I wanted to address this one... it is taking so long to traverse this map that I have decided to do just that.

I want my forces in position to act quickly... I can't do that if I scout out the optimal routes only then deciding how to move. By the time I would be able to act any opportunity might be lost.

So what I am going to do is the following.. I am not going up Axis Red.. the open nature of that side of the map makes me nervous.. I could lose my entire tank force and never see the shooter. I want any armor he has in close and personal, to take away its stand-off advantage.

I am going to aggressively scout both of the Blue AOAs to keep Elvis's forces interested and spread out... I don't want him concentrating on my main effort, which is going to be Axis Yellow. My OT-34 will participate in this and hopefully draw away some defenders from the KT5 - KT6 route.

I plan on using 4th Company to fulfill the scouting role as they currently are doing... then 5th Company will follow up through KT2 then KT5 and ultimately through KT6.

My Tank riders with 5 of my 6 tanks will take a central position so they can react in case of emergency, but the intent is for them to be the spearhead for any breakthrough opportunity.

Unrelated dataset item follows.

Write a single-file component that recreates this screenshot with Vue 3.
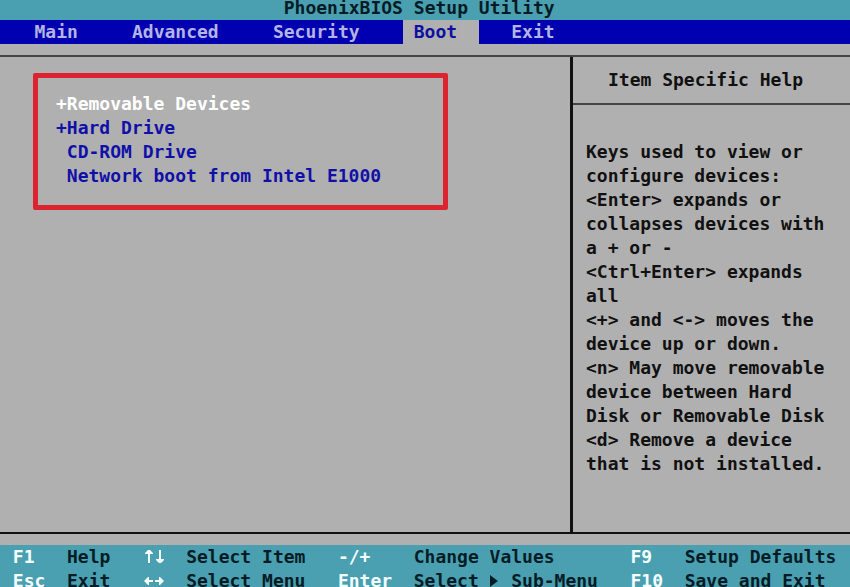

I do not intend to take them into the town... clearing that hamlet will be costly if its defended. Point is I want to make a demonstration down Blue-1 and Blue-2. Then I intend on pushing with as much as I can muster through KT5 and then through KT6 towards Obj. Yellow (Gelb).

I have three mortars on the line currently supporting my recon effort, they will continue that role.. 3 HMGs are following them, and moving very slowly... their speed,or lack of it, is a problem.

My trucks loaded with Pioneers (two squads) and half of my support weapons (3 HMGs and 3 mortars) will follow the tank riders and support any action as required.